> _WORK TO DO_
Your task is to write out the complete listing exactly as it is shown.

━━ AVAILABLE DATA ━━

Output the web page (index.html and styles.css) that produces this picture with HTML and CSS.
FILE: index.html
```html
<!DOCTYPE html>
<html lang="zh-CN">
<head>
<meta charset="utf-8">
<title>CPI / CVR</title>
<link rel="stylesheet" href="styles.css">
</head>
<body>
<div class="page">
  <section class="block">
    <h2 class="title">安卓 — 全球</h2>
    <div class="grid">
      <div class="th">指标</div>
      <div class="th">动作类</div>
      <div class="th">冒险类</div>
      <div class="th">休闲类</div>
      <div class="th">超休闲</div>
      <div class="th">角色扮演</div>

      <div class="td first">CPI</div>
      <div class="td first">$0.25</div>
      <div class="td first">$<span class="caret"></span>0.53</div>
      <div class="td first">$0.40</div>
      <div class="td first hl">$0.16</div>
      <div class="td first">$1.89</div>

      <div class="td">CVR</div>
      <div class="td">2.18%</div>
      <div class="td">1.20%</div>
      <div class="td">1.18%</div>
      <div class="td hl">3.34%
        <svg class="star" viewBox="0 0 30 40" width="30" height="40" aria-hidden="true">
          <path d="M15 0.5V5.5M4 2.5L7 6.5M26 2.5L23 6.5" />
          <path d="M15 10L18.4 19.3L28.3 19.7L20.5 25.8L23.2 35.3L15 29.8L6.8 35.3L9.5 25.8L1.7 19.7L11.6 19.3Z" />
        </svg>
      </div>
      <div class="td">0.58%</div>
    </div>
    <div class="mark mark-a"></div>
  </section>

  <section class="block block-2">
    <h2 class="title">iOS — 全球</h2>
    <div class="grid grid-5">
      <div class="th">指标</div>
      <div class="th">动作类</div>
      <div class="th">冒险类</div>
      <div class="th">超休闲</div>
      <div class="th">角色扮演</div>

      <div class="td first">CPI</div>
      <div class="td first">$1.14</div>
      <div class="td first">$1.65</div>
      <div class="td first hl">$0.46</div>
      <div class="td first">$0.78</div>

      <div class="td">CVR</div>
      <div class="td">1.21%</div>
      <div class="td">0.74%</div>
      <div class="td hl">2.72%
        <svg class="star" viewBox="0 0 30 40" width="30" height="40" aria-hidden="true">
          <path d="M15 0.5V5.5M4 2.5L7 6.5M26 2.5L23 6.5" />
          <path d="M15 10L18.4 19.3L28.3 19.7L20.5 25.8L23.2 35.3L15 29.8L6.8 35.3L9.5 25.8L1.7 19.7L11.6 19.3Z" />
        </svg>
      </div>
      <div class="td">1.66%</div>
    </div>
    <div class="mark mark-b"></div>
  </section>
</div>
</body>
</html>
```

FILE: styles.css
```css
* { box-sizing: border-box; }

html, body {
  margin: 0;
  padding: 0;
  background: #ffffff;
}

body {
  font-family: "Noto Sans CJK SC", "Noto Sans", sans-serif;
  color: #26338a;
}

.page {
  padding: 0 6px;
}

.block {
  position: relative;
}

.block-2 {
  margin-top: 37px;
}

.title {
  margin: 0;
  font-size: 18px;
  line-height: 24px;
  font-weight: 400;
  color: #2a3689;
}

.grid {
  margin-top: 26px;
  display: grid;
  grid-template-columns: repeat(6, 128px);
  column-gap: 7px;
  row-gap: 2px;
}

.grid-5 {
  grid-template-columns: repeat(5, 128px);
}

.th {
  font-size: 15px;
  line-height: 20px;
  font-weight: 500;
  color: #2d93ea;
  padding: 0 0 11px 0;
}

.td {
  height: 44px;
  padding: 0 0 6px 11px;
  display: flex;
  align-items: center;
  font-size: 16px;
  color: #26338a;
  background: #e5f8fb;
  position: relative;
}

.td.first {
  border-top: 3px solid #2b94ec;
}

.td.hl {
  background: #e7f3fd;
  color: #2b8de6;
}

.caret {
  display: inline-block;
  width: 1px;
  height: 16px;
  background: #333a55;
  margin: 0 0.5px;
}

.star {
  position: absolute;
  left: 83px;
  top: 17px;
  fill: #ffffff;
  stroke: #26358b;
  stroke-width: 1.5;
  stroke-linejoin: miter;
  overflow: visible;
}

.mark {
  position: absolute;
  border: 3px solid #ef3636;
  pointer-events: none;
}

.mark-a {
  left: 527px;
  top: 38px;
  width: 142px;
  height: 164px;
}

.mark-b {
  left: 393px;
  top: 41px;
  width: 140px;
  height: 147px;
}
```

━━━

> _FULL ANSWER_
Output the web page (index.html and styles.css) that produces this picture with HTML and CSS.
FILE: index.html
```html
<!DOCTYPE html>
<html lang="zh-CN">
<head>
<meta charset="utf-8">
<title>CPI / CVR</title>
<link rel="stylesheet" href="styles.css">
</head>
<body>
<div class="page">
  <section class="block">
    <h2 class="title">安卓 — 全球</h2>
    <div class="grid">
      <div class="th">指标</div>
      <div class="th">动作类</div>
      <div class="th">冒险类</div>
      <div class="th">休闲类</div>
      <div class="th">超休闲</div>
      <div class="th">角色扮演</div>

      <div class="td first">CPI</div>
      <div class="td first">$0.25</div>
      <div class="td first">$<span class="caret"></span>0.53</div>
      <div class="td first">$0.40</div>
      <div class="td first hl">$0.16</div>
      <div class="td first">$1.89</div>

      <div class="td">CVR</div>
      <div class="td">2.18%</div>
      <div class="td">1.20%</div>
      <div class="td">1.18%</div>
      <div class="td hl">3.34%
        <svg class="star" viewBox="0 0 30 40" width="30" height="40" aria-hidden="true">
          <path d="M15 0.5V5.5M4 2.5L7 6.5M26 2.5L23 6.5" />
          <path d="M15 10L18.4 19.3L28.3 19.7L20.5 25.8L23.2 35.3L15 29.8L6.8 35.3L9.5 25.8L1.7 19.7L11.6 19.3Z" />
        </svg>
      </div>
      <div class="td">0.58%</div>
    </div>
    <div class="mark mark-a"></div>
  </section>

  <section class="block block-2">
    <h2 class="title">iOS — 全球</h2>
    <div class="grid grid-5">
      <div class="th">指标</div>
      <div class="th">动作类</div>
      <div class="th">冒险类</div>
      <div class="th">超休闲</div>
      <div class="th">角色扮演</div>

      <div class="td first">CPI</div>
      <div class="td first">$1.14</div>
      <div class="td first">$1.65</div>
      <div class="td first hl">$0.46</div>
      <div class="td first">$0.78</div>

      <div class="td">CVR</div>
      <div class="td">1.21%</div>
      <div class="td">0.74%</div>
      <div class="td hl">2.72%
        <svg class="star" viewBox="0 0 30 40" width="30" height="40" aria-hidden="true">
          <path d="M15 0.5V5.5M4 2.5L7 6.5M26 2.5L23 6.5" />
          <path d="M15 10L18.4 19.3L28.3 19.7L20.5 25.8L23.2 35.3L15 29.8L6.8 35.3L9.5 25.8L1.7 19.7L11.6 19.3Z" />
        </svg>
      </div>
      <div class="td">1.66%</div>
    </div>
    <div class="mark mark-b"></div>
  </section>
</div>
</body>
</html>
```

FILE: styles.css
```css
* { box-sizing: border-box; }

html, body {
  margin: 0;
  padding: 0;
  background: #ffffff;
}

body {
  font-family: "Noto Sans CJK SC", "Noto Sans", sans-serif;
  color: #26338a;
}

.page {
  padding: 0 6px;
}

.block {
  position: relative;
}

.block-2 {
  margin-top: 37px;
}

.title {
  margin: 0;
  font-size: 18px;
  line-height: 24px;
  font-weight: 400;
  color: #2a3689;
}

.grid {
  margin-top: 26px;
  display: grid;
  grid-template-columns: repeat(6, 128px);
  column-gap: 7px;
  row-gap: 2px;
}

.grid-5 {
  grid-template-columns: repeat(5, 128px);
}

.th {
  font-size: 15px;
  line-height: 20px;
  font-weight: 500;
  color: #2d93ea;
  padding: 0 0 11px 0;
}

.td {
  height: 44px;
  padding: 0 0 6px 11px;
  display: flex;
  align-items: center;
  font-size: 16px;
  color: #26338a;
  background: #e5f8fb;
  position: relative;
}

.td.first {
  border-top: 3px solid #2b94ec;
}

.td.hl {
  background: #e7f3fd;
  color: #2b8de6;
}

.caret {
  display: inline-block;
  width: 1px;
  height: 16px;
  background: #333a55;
  margin: 0 0.5px;
}

.star {
  position: absolute;
  left: 83px;
  top: 17px;
  fill: #ffffff;
  stroke: #26358b;
  stroke-width: 1.5;
  stroke-linejoin: miter;
  overflow: visible;
}

.mark {
  position: absolute;
  border: 3px solid #ef3636;
  pointer-events: none;
}

.mark-a {
  left: 527px;
  top: 38px;
  width: 142px;
  height: 164px;
}

.mark-b {
  left: 393px;
  top: 41px;
  width: 140px;
  height: 147px;
}
```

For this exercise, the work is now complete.